HARRY KANE’s face adorns a giant mural unveiled this week, on a wall adjoining the Tottenham Hotspur stadium, possibly in a last-ditch bid to persuade Kane to turn down overtures from Munich and Manchester.
Kane’s future will be the subject of discussion once again this summer, and the debate will only ne ended if he either agrees a new contract or makes it clear he wants to leave, which was the case two years ago. The suitors then were Manchester City rather than United now, and Kane was keen but Daniel Levy would not budge.
Now there is much more uncertainty around the club, who have no manager, sporting director or, apparently, direction. Tottenham are drifting in a downward spiral after a five year period in which they regularly challenged at the highest level in England and Europe. Before the start of this season they were tipped to push City for the Premier League title, and while their bitter rivals Arsenal took on that challenge and ultimately failed in a typically ‘Spursy’ way, Tottenham are set to finish in mid-table and out of Europe.
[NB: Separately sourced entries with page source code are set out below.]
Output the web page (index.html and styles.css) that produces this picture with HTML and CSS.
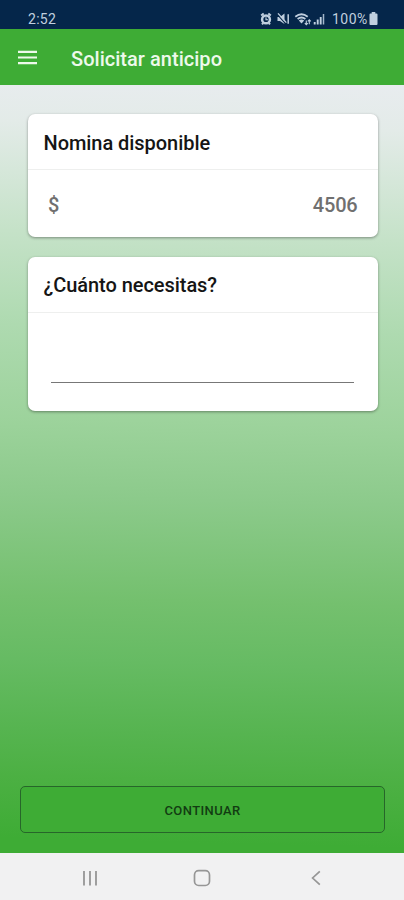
FILE: index.html
```html
<!DOCTYPE html>
<html lang="es">
<head>
<meta charset="utf-8">
<title>Solicitar anticipo</title>
<link rel="stylesheet" href="styles.css">
</head>
<body>
<div class="screen">
  <div class="status">
    <span class="time">2:52</span>
    <svg class="status-icons" width="66" height="16" viewBox="0 0 66 16" fill="none" stroke="currentColor">
      <circle cx="6" cy="8.4" r="3.9" stroke-width="2.5"/>
      <path d="M1.2 4.5 3.7 2.4M10.8 4.5 8.3 2.4M2 13.4 3.2 12M10 13.4 8.8 12" stroke-width="2"/>
      <path d="M6 6.3V8.8H8" stroke-width="1.1"/>
      <path d="M17.5 6H20L24.5 2.5V13L20 10H17.5Z" fill="currentColor" stroke="none"/>
      <path d="M17.2 3.4 25.7 12.8" stroke="#05264a" stroke-width="1.2"/>
      <path d="M18 2.4 26.3 11.6" stroke-width="1.4"/>
      <path d="M28.2 3.2V12.8" stroke-width="1.5"/>
      <path d="M35.3 5.7Q41.5 .8 47.7 5.7M37.6 8Q41.5 5 45.4 8" stroke-width="1.8"/>
      <path d="M38.8 9.5Q41.5 7.5 44.2 9.5L41.5 12.5Z" fill="currentColor" stroke="none"/>
      <path d="M46.3 9.5V13.8M44.8 12.2 46.3 13.8 47.8 12.2M49.3 13.2V8.8M47.8 10.4 49.3 8.8 50.8 10.4" stroke-width="1.1"/>
      <path d="M54.7 11V13.5M57.7 8.6V13.5M60.7 6V13.5" stroke-width="1.9"/>
      <path d="M63.5 3V13.5" stroke-width="1.5" opacity=".85"/>
    </svg>
    <span class="percent">100%</span>
    <svg class="battery" width="9" height="14" viewBox="0 0 9 14" fill="currentColor"><path d="M2.7 0H6.3V1.5H7.5Q8.5 1.5 8.5 2.5V12Q8.5 13 7.5 13H1.5Q.5 13 .5 12V2.5Q.5 1.5 1.5 1.5H2.7Z"/></svg>
  </div>
  <header class="toolbar">
    <svg class="menu" width="19" height="15" viewBox="0 0 19 15" stroke="currentColor" stroke-width="2.2"><path d="M0 1.8H19M0 7.5H19M0 13.2H19"/></svg>
    <h1 class="title">Solicitar anticipo</h1>
  </header>
  <main class="content">
    <section class="card">
      <h2 class="card-title">Nomina disponible</h2>
      <div class="amount"><span class="currency">$</span><span class="value">4506</span></div>
    </section>
    <section class="card">
      <h2 class="card-title second">¿Cuánto necesitas?</h2>
      <div class="field"></div>
    </section>
    <button class="continue"><span class="continue-label">CONTINUAR</span></button>
  </main>
  <nav class="navbar">
    <svg width="16" height="16" viewBox="0 0 16 16" fill="none" stroke="currentColor" stroke-width="1.8"><path d="M2 1V15.4M8 1V15.4M14 1V15.4"/></svg>
    <svg class="home" width="18" height="18" viewBox="0 0 18 18" fill="none" stroke="currentColor" stroke-width="1.7"><rect x="1.5" y="1.7" width="15" height="14.8" rx="4.2"/></svg>
    <svg width="10" height="16" viewBox="0 0 10 16" fill="none" stroke="currentColor" stroke-width="1.7"><path d="M8.8 1.3 1.6 8 8.8 14.7"/></svg>
  </nav>
</div>
</body>
</html>
```
FILE: styles.css
```css
* { box-sizing: border-box; }
body { margin: 0; font-family: Roboto, "Liberation Sans", sans-serif; }
.screen { width: 404px; height: 900px; display: flex; flex-direction: column; overflow: hidden; }
.status { height: 29px; padding: 9px 26px 0 28px; background: #05264a; color: #c0cfdf; display: flex; align-items: flex-start; font-size: 14px; line-height: 20px; }
.time { margin-right: auto; letter-spacing: .3px; }
.status-icons { margin: 2px 6px 0 0; }
.percent { width: 37px; white-space: nowrap; letter-spacing: .5px; }
.battery { margin-top: 3px; }
.toolbar { height: 56px; background: #3eac35; color: #edf9eb; display: flex; align-items: center; padding: 3px 18px 0; z-index: 1; }
.menu { margin-top: -2px; }
.title { margin: 0 0 0 34px; font-size: 20px; line-height: 24px; font-weight: 500; white-space: nowrap; letter-spacing: .03px; }
.content { flex: 1; display: flex; flex-direction: column; padding: 29px 19px 20px 20px; background: linear-gradient(181.5deg, #e8ecef 0%, #e3ebe8 6%, #c5e2c8 20%, #aedab0 32%, #9dd39c 44%, #8cca8b 54%, #74c06e 67%, #66bb63 75%, #56b450 84%, #4cb043 90%, #3eac35 98%); }
.card { margin: 0 7px 20px 8px; background: #fff; border-radius: 7px; box-shadow: 0 1px 3px rgba(0,0,0,.38); }
.card-title { margin: 0; height: 56px; padding: 3px 15.5px 0; display: flex; align-items: center; border-bottom: 1px solid #eeefee; color: #151515; font-size: 20px; font-weight: 500; letter-spacing: -.05px; }
.second { padding-top: 1px; }
.amount { height: 67px; padding: 3px 20.5px 0 20px; display: flex; justify-content: space-between; align-items: center; font-size: 20px; font-weight: 500; color: #707070; }
.value { letter-spacing: -.2px; }
.field { height: 70px; margin: 0 24px 28px 23px; border-bottom: 1px solid #777; }
.continue { margin-top: auto; height: 47px; border: 1.5px solid #27662a; border-radius: 5px; background: #3eac35; color: #123c12; font: 500 13px Roboto, sans-serif; letter-spacing: .4px; padding: 1px 0 0; }
.navbar { height: 47px; background: #f1f1f2; color: #969696; display: flex; align-items: center; justify-content: space-between; padding: 2px 83px 0 82px; }
.home { margin-right: 5px; }
```
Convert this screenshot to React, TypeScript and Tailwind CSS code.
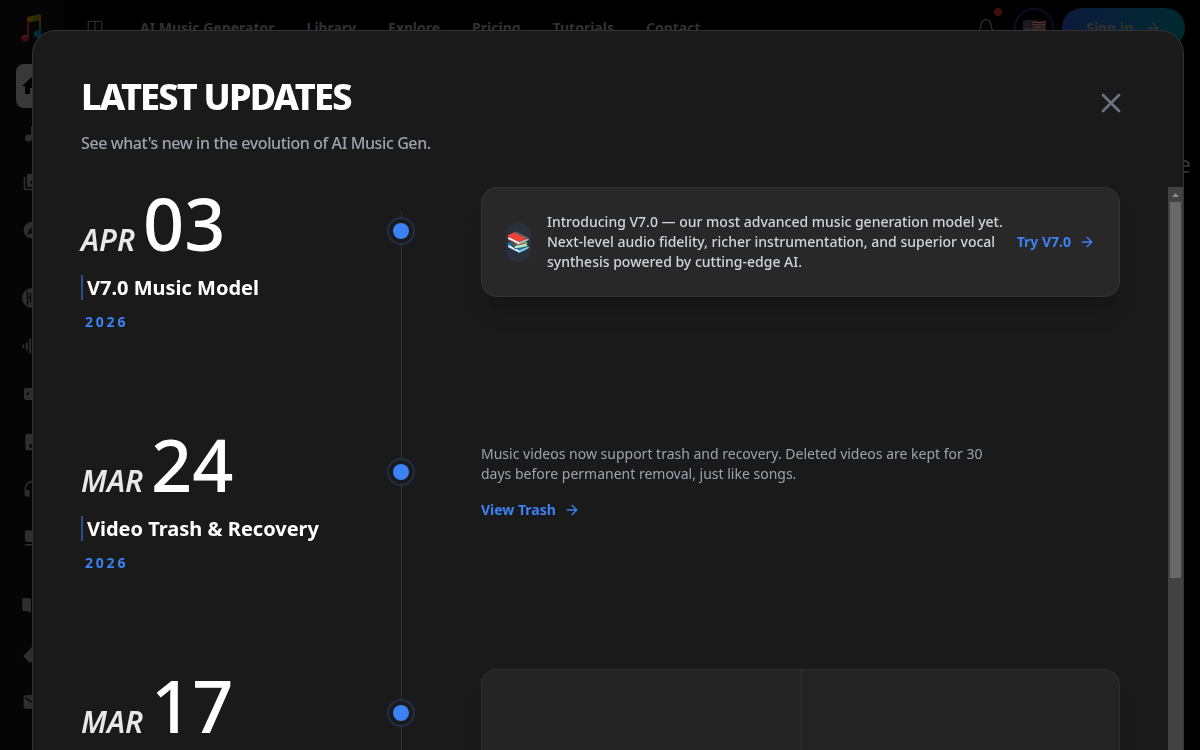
import type { ReactNode } from 'react';
import { ArrowRight, Bell, Columns2, X } from 'lucide-react';
import { MdAudioFile, MdEmail, MdExplore, MdHeadset, MdHome, MdLibraryMusic } from 'react-icons/md';

const navLinks = ['AI Music Generator', 'Library', 'Explore', 'Pricing', 'Tutorials', 'Contact'];

function Glyph({ children }: { children: ReactNode }) {
  return (
    <svg viewBox="0 0 20 20" className="size-5 overflow-visible" fill="currentColor" aria-hidden="true">
      {children}
    </svg>
  );
}

const sideGroups = [
  [
    { label: 'Home', icon: <MdHome className="size-6" />, active: true },
    {
      label: 'Create',
      icon: (
        <Glyph>
          <circle cx="6.5" cy="14" r="3.6" />
          <path d="M9 2.5h8v3h-6.5V14H9z" />
        </Glyph>
      ),
    },
    { label: 'Library', icon: <MdLibraryMusic className="size-5" /> },
    { label: 'Explore', icon: <MdExplore className="size-5" /> },
  ],
  [
    {
      label: 'Stems',
      icon: (
        <Glyph>
          <circle cx="10" cy="10" r="10" />
          <path d="M5.5 3v14M8.500 5v10M11.500 5v10M14.500 3v14M5.500 10h3M11.500 10h3" stroke="#0b0b0b" strokeWidth="1.2" />
        </Glyph>
      ),
    },
    {
      label: 'Extend',
      icon: (
        <Glyph>
          <path d="M.5 8.500h1.800v3.500H.5zM4 6h1.800v8.500H4zM7.300 2.500h1.800v15H7.300zM11 6h1.800v8.500H11zM14.500 8.500h1.800v3.500h-1.800z" />
        </Glyph>
      ),
    },
    {
      label: 'Video',
      icon: (
        <Glyph>
          <path
            fillRule="evenodd"
            d="M4 4h12a2 2 0 0 1 2 2v8a2 2 0 0 1-2 2H4a2 2 0 0 1-2-2V6a2 2 0 0 1 2-2zm2 4.500a1.300 1.300 0 1 0 0 2.600 1.300 1.300 0 0 0 0-2.600zm8 0a1.300 1.300 0 1 0 0 2.600 1.300 1.300 0 0 0 0-2.600z"
          />
        </Glyph>
      ),
    },
    { label: 'Files', icon: <MdAudioFile className="size-5" /> },
    { label: 'Listen', icon: <MdHeadset className="size-5" /> },
    {
      label: 'Lounge',
      icon: (
        <Glyph>
          <path d="M3 2.500h14V11a3 3 0 0 1-3 3H6a3 3 0 0 1-3-3zM3 16h14v1.500H3z" />
        </Glyph>
      ),
    },
  ],
  [
    {
      label: 'Guides',
      icon: (
        <Glyph>
          <path d="M1.500 2C4 1.700 7 2 9 3v13.500c-2-1-4.500-1.500-7.500-1.500C.6 15 .3 14.500.3 14V3.200C.3 2.500.6 2.100 1.500 2zM18.500 2C16 1.700 13 2 11 3v13.500c2-1 4.500-1.500 7.500-1.500.9 0 1.200-.5 1.200-1V3.200c0-.7-.3-1.100-1.200-1.200z" />
        </Glyph>
      ),
    },
    {
      label: 'Offers',
      icon: (
        <Glyph>
          <path d="M2 11.300 10.500 2.500H17a1 1 0 0 1 1 1v6L9 18a1.500 1.500 0 0 1-2 0l-5-5a1.200 1.200 0 0 1 0-1.700z" />
        </Glyph>
      ),
    },
    { label: 'Contact', icon: <MdEmail className="size-5" /> },
  ],
] as { label: string; icon: ReactNode; active?: boolean }[][];

function Logo() {
  return (
    <svg viewBox="0 0 24 30" className="h-[30px] w-6" aria-label="AI Music Gen" role="img">
      <defs>
        <linearGradient id="beam" x1="0" y1="0" x2="1" y2="0.3">
          <stop offset="0" stopColor="#ef4444" />
          <stop offset="0.35" stopColor="#d99a0b" />
          <stop offset="0.65" stopColor="#65a30d" />
          <stop offset="1" stopColor="#e0701a" />
        </linearGradient>
        <linearGradient id="stem" x1="0" y1="0" x2="0" y2="1">
          <stop offset="0" stopColor="#d98a0b" />
          <stop offset="0.5" stopColor="#3f9a5a" />
          <stop offset="1" stopColor="#0e8fc0" />
        </linearGradient>
      </defs>
      <path d="M7 4 21 1v6L7 10z" fill="url(#beam)" />
      <path d="M7 8h2v17H7z" fill="#c0392b" />
      <path d="M19 6h2v16h-2z" fill="url(#stem)" />
      <ellipse cx="5" cy="25" rx="4" ry="3.500" fill="#d0204a" />
      <ellipse cx="17.500" cy="21" rx="3.800" ry="3.500" fill="#0e8fc0" />
      <path d="m2.500 24 5-1.500" stroke="#d9b014" />
    </svg>
  );
}

function Sidebar() {
  return (
    <aside className="flex w-16 shrink-0 flex-col items-center bg-[#111111]">
      <div className="flex h-14 items-center">
        <Logo />
      </div>
      <nav className="flex w-full flex-col gap-6 px-4 pt-2" aria-label="Sections">
        {sideGroups.map((group, i) => (
          <div key={i} className="flex flex-col gap-1">
            {group.map((item) => (
              <button
                key={item.label}
                aria-label={item.label}
                className={
                  item.active
                    ? 'flex h-11 items-center justify-center rounded-lg bg-[#bbbbbb] text-black'
                    : 'flex h-11 items-center justify-center rounded-lg text-[#9a9a9a]'
                }
              >
                {item.icon}
              </button>
            ))}
          </div>
        ))}
      </nav>
    </aside>
  );
}

function Header() {
  return (
    <header className="flex h-14 items-center pr-[15px] pl-[22px] text-sm font-bold text-[#a3a3a3]">
      <button aria-label="Toggle sidebar">
        <Columns2 className="size-[18px]" strokeWidth={1.5} />
      </button>
      <nav className="ml-9 flex gap-8 whitespace-nowrap" aria-label="Main">
        {navLinks.map((name) => (
          <a key={name} href="#">
            {name}
          </a>
        ))}
      </nav>
      <div className="ml-auto flex items-center gap-2">
        <button aria-label="Notifications" className="relative mr-0.5 p-2">
          <Bell className="size-5" strokeWidth={1.5} />
          <span className="absolute -top-0.5 right-0.5 size-2 rounded-full bg-[#dc2f2f]" />
        </button>
        <button
          aria-label="Language"
          className="flex size-10 items-center justify-center rounded-full border-2 border-[#1e3470] text-xl"
        >
          <span className="opacity-80">🇺🇸</span>
        </button>
        <button className="flex h-10 items-center gap-3 rounded-full bg-gradient-to-r from-[#2a5acb] to-[#008a9a] px-6">
          Sign in
          <ArrowRight className="size-4" />
        </button>
      </div>
    </header>
  );
}

function ActionLink({ children }: { children: ReactNode }) {
  return (
    <a href="#" className="flex w-fit shrink-0 items-center gap-2 text-sm font-bold text-[#3b82f6]">
      {children}
      <ArrowRight className="size-4" />
    </a>
  );
}

type EntryProps = { month: string; day: string; title?: string; year?: string; children: ReactNode };

function Entry({ month, day, title, year, children }: EntryProps) {
  return (
    <li className="relative grid grid-cols-[320px_1fr] pb-24">
      <div>
        <p className="flex items-baseline gap-2 text-white">
          <span className="text-3xl leading-none font-semibold text-white/90 italic">{month}</span>
          <span className="text-7xl leading-none font-medium">{day}</span>
        </p>
        {title && (
          <h3 className="mt-4 border-l-2 border-[#3b82f6]/50 pl-1 text-xl leading-tight font-bold text-white">{title}</h3>
        )}
        {year && <p className="mt-3 pl-1 text-sm font-bold tracking-[0.2em] text-[#3b82f6]">{year}</p>}
      </div>
      <span className="absolute top-[30px] left-[306px] flex size-7 items-center justify-center rounded-full border-2 border-[#3b82f6]/20 bg-[#1a1a1a]">
        <span className="size-4 rounded-full bg-[#3b82f6]" />
      </span>
      <div className="pl-20">{children}</div>
    </li>
  );
}

function Scrollbar() {
  return (
    <div className="mt-8 w-[15px] shrink-0 bg-[#424242] px-0.5" aria-hidden="true">
      <svg viewBox="0 0 11 15" className="h-[15px] w-[11px]">
        <path d="M2 10h7L5.500 6z" fill="#8a8a8a" />
      </svg>
      <div className="h-[376px] bg-[#686868]" />
    </div>
  );
}

function UpdatesDialog() {
  return (
    <section
      role="dialog"
      aria-modal="true"
      aria-labelledby="updates-title"
      className="flex h-full flex-col overflow-hidden rounded-t-3xl border border-b-0 border-[#333333] bg-[#1a1a1a]"
    >
      <div className="flex items-start justify-between px-12 pt-12">
        <div>
          <h2 id="updates-title" className="text-4xl leading-none font-extrabold tracking-tighter text-white">
            LATEST UPDATES
          </h2>
          <p className="mt-4 text-base font-medium tracking-tight text-[#9ca3af]">
            See what's new in the evolution of AI Music Gen.
          </p>
        </div>
        <button aria-label="Close" className="p-2 text-[#6b7280]">
          <X className="size-8" />
        </button>
      </div>
      <div className="flex min-h-0 flex-1">
        <div className="min-w-0 flex-1 overflow-hidden px-12 pt-8">
          <ol className="relative">
            <span className="absolute top-6 bottom-0 left-80 w-px bg-white/10" />
            <Entry month="APR" day="03" title="V7.0 Music Model" year="2026">
              <div className="flex items-center gap-4 rounded-2xl border border-white/5 bg-[#282828] p-6 shadow-xl">
                <span className="flex h-10 w-[25px] shrink-0 items-center justify-center rounded-full bg-[#3b82f6]/10 text-xl">
                  📚
                </span>
                <div className="flex flex-1 items-center gap-3">
                  <p className="flex-1 text-sm font-medium text-[#d1d5db]">
                    Introducing V7.0 — our most advanced music generation model yet. Next-level audio fidelity, richer
                    instrumentation, and superior vocal synthesis powered by cutting-edge AI.
                  </p>
                  <ActionLink>Try V7.0</ActionLink>
                </div>
              </div>
            </Entry>
            <Entry month="MAR" day="24" title="Video Trash & Recovery" year="2026">
              <div className="pt-4">
                <p className="mb-4 max-w-lg text-sm text-[#9ca3af]">
                  Music videos now support trash and recovery. Deleted videos are kept for 30 days before permanent
                  removal, just like songs.
                </p>
                <ActionLink>View Trash</ActionLink>
              </div>
            </Entry>
            <Entry month="MAR" day="17">
              <div className="grid h-80 grid-cols-2 rounded-2xl border border-white/5 bg-[#242424] shadow-xl">
                <div />
                <div className="border-l border-white/5" />
              </div>
            </Entry>
          </ol>
        </div>
        <Scrollbar />
      </div>
    </section>
  );
}

export default function App() {
  return (
    <div className="relative h-screen overflow-hidden bg-black font-['Noto_Sans',sans-serif]">
      <div className="flex h-full">
        <Sidebar />
        <div className="min-w-0 flex-1">
          <Header />
          <p className="pt-[92px] pr-[9px] text-right text-2xl text-[#a3a3a3]">e</p>
        </div>
      </div>
      <div className="fixed inset-0 bg-black/70 pt-[30px] pr-4 pl-8">
        <UpdatesDialog />
      </div>
    </div>
  );
}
Brentford, who mounted a spirited comeback to beat them 3-1 on Saturday, could still qualify for the Europa Conference League at Tottenham’s expense, which illustrates two clubs travelling in opposite directions. Under Thomas Frank’s inspired leadership, Brentford are on the up, and this, their first win over Spurs since 1948, completed a unique set of victories over all the established Big Six clubs since they were promoted two years ago.
Spurs, by contrast, are in danger or returning to the wilderness years that their supporters believed to have ended when Mauricio Pochettino transformed the culture of the club when he arrived in 2014. All of that has been eroded by a succession of poor appointments by Levy, from Jose Mourinho to Antonio Conte as ill-fitting coaches, to sporting director Fabrizio Paratici, currently suspended from football for irregularities pre-dating his time at Tottenham.
It seems a seismic shift in thinking is needed at board level, and Kane knows it. When he was asked about his own future, he suggested it is inextricably linked to what Levy decides to do in the next few weeks.
“I’m focused on this season and trying to help the team as much as possible. That’s all I can do,” he said.
“There’s a big summer ahead and a lot that needs to change here to start being successful again. Ultimately my focus now is to enjoy this last week as much as possible and try to finish with a win next Sunday.”
He plans to have talks with Levy once the season finishes, after next Sunday’s game at Leeds. “I think there’s a conversation to be had anyway, in terms of some of the values of the club. We’ve had many conversations before like that, how we can improve, and that will be the case again.”Embed from Getty Images
Many supporters would like to see an end to the current ownership, and made it clear again on Saturday with chants, banners and balloons floating across the pitch with “Levy Out” messages. There are prospective buyers waiting in the wings, notably in the United States, and majority shareholder Joe Lewis is considered by insiders to be more willing to sell than Levy. But the club’s value has dropped significantly since this time last year, when Conte was at the helm, the team finished strongly to qualify for the Champions League again, and everything appeared to be on the rise.
Now without a manager, sporting director or European football, and a team heading downwards, it is even more unlikely Levy will want to sell. Kane understands the frustrations of fans, many of whom had left long before the players had to undergo a pre-planned ‘lap of appreciation’ around the mostly empty stadium.
“It’s hard. You feel responsible. We wanted to send them home happy. When you walk around the pitch with your families, your kids you want to enjoy the moment. But when you’ve lost, you can’t enjoy it as much and nor can the fans. We have to keep battling, keep working and try to send the away fans home happy on Sunday.”